Tally the lines in the listing below that contain "screenshot" and report the tally alone.

• _Records to process_:

%%

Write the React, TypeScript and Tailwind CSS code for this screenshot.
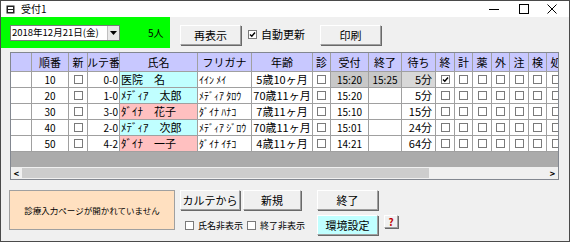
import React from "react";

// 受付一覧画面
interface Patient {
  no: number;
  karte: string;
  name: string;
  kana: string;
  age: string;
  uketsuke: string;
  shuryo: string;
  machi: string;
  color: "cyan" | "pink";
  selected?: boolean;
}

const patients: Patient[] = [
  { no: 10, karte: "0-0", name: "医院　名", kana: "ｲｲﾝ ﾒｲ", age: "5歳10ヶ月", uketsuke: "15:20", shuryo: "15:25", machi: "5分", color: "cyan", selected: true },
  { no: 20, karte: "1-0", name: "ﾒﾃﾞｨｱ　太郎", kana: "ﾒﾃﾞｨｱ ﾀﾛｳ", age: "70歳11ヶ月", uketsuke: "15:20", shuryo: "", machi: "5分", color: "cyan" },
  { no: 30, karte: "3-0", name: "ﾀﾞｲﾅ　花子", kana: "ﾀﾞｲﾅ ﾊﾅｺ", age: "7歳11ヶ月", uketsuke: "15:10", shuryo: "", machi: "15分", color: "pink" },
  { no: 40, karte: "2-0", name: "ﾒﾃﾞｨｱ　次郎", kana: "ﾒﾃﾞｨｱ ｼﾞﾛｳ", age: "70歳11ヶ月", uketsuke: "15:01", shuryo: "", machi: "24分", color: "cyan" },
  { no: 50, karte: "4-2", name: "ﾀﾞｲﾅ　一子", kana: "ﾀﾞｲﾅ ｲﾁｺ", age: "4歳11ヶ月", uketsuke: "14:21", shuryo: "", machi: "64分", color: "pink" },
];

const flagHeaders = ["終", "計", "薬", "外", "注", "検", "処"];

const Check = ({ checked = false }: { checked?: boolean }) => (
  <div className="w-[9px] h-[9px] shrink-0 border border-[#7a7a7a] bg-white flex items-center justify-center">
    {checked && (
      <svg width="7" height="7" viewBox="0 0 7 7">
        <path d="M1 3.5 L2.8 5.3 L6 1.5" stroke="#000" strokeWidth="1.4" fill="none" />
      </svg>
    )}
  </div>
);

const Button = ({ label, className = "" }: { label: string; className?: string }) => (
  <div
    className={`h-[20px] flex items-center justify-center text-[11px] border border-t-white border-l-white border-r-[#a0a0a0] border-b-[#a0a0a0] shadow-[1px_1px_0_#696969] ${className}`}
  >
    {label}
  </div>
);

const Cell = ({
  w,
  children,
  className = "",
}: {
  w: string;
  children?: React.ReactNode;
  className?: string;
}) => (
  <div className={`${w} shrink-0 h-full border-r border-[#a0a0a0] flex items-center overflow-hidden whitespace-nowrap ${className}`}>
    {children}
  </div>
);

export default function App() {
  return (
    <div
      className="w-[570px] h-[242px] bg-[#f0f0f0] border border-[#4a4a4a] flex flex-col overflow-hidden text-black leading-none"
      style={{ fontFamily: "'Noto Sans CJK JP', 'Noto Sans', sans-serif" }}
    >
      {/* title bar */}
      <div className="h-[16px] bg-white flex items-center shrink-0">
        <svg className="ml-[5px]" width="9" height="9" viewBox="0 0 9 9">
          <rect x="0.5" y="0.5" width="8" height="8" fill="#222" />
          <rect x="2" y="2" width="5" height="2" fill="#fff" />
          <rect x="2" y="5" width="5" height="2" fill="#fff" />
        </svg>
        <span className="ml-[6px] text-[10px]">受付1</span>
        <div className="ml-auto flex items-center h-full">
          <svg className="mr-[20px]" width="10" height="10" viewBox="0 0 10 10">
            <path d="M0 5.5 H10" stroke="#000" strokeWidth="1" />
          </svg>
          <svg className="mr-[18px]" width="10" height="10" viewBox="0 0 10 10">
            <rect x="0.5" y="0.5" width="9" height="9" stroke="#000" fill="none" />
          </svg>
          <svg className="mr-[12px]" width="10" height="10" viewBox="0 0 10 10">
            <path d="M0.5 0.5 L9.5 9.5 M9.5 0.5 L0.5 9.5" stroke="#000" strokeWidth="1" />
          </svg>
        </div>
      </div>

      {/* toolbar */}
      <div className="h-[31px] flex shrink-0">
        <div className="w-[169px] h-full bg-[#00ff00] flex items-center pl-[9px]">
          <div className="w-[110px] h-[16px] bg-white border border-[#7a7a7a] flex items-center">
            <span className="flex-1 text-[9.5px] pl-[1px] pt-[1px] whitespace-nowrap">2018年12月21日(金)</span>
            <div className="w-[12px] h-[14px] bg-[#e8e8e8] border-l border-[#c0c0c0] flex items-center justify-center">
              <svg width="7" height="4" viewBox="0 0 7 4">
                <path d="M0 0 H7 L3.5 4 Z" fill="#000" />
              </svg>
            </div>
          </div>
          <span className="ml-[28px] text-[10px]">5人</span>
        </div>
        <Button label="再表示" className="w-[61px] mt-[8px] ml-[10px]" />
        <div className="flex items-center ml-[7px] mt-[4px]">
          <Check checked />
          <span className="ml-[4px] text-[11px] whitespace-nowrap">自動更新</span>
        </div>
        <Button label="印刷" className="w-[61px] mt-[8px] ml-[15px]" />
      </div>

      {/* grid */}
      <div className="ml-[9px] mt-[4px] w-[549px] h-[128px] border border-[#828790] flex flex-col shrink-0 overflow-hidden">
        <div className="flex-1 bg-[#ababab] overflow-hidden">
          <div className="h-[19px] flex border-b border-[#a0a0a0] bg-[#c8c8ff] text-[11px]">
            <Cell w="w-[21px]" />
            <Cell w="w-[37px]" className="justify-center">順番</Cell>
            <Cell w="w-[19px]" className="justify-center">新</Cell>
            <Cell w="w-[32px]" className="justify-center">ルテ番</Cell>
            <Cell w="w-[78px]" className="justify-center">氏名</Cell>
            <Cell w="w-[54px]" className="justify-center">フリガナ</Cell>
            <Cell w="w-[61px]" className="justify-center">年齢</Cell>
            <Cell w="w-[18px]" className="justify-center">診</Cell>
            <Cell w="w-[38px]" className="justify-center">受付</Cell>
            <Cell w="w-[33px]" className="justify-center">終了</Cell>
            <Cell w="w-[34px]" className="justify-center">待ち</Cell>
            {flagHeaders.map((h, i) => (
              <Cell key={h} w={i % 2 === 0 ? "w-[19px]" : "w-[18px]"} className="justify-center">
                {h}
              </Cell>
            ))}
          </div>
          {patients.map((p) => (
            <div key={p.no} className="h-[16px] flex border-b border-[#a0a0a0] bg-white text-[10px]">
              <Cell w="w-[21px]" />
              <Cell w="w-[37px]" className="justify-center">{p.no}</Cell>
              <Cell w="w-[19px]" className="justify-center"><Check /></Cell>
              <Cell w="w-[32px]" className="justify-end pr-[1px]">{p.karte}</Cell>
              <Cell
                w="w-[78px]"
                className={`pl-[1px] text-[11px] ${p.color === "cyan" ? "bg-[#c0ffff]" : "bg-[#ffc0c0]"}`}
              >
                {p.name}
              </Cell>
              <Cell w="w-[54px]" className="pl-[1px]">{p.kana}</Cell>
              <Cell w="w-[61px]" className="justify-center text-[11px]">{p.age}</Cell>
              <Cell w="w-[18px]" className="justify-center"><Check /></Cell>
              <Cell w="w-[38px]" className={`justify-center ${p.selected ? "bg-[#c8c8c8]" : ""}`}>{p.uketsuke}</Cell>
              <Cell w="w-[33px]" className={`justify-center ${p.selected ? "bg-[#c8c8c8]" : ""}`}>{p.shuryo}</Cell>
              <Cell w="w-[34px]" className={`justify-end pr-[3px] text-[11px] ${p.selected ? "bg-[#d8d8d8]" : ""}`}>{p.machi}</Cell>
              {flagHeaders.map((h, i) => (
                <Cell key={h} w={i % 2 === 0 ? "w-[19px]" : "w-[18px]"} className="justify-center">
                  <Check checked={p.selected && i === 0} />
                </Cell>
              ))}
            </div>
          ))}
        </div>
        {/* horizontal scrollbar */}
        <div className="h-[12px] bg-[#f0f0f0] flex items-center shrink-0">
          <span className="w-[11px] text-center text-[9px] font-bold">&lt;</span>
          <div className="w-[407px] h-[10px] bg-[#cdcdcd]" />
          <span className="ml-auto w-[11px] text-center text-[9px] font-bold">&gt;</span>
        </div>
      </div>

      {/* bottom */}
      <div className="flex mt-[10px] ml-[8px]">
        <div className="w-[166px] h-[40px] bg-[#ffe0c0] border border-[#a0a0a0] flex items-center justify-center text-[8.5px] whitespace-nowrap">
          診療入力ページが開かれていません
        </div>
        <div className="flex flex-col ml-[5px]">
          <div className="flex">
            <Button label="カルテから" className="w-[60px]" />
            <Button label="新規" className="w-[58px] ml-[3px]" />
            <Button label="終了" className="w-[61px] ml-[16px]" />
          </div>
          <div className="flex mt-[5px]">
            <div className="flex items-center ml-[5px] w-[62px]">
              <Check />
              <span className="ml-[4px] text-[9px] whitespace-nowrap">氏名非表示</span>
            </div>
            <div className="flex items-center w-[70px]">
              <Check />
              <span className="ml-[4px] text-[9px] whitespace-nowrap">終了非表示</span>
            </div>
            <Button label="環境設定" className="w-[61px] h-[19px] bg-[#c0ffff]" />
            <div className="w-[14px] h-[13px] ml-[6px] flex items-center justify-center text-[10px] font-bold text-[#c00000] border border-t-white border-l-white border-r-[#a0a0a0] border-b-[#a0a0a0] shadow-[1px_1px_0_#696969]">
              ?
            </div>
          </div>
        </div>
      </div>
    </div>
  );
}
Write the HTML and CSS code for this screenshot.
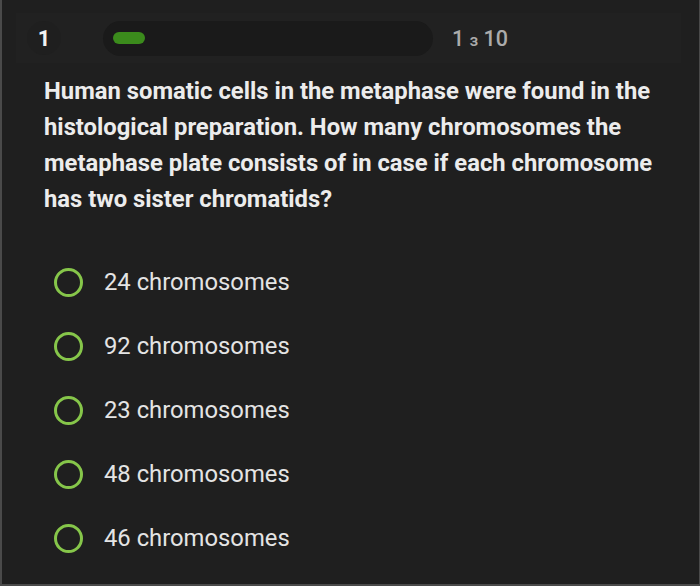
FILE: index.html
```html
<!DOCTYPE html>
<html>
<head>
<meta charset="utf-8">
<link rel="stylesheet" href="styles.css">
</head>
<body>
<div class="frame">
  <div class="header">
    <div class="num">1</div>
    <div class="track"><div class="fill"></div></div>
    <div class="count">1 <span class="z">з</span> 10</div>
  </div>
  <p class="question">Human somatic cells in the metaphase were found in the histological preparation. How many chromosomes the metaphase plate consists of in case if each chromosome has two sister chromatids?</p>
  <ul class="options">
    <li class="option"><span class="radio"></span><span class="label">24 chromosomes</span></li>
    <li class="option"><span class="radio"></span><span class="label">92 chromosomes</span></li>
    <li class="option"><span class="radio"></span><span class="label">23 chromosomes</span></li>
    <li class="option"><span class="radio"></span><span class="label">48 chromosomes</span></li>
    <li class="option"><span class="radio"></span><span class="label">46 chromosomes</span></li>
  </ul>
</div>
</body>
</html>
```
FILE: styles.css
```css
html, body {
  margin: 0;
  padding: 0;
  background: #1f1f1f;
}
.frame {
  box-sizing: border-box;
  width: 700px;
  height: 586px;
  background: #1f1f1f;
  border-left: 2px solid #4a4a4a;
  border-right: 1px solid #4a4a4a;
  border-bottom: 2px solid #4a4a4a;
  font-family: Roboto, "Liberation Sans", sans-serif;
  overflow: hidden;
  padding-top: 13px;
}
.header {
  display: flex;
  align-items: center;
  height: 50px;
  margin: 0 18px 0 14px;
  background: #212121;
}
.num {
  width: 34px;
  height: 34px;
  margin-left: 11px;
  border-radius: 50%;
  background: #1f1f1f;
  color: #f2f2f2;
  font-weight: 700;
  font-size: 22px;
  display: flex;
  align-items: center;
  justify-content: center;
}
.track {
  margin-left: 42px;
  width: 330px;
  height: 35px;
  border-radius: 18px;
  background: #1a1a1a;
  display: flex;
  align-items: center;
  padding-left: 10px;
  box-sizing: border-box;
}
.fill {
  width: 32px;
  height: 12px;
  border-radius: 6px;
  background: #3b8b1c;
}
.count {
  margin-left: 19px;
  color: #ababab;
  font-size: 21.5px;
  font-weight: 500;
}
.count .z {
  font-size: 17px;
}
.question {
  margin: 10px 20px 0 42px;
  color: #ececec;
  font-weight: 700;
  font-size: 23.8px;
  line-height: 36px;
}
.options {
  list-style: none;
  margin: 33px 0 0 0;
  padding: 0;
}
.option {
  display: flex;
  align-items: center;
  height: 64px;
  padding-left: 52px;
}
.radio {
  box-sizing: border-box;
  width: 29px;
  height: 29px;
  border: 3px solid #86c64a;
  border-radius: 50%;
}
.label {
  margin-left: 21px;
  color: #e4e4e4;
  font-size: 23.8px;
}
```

%%

• _Response to this exercise_: 2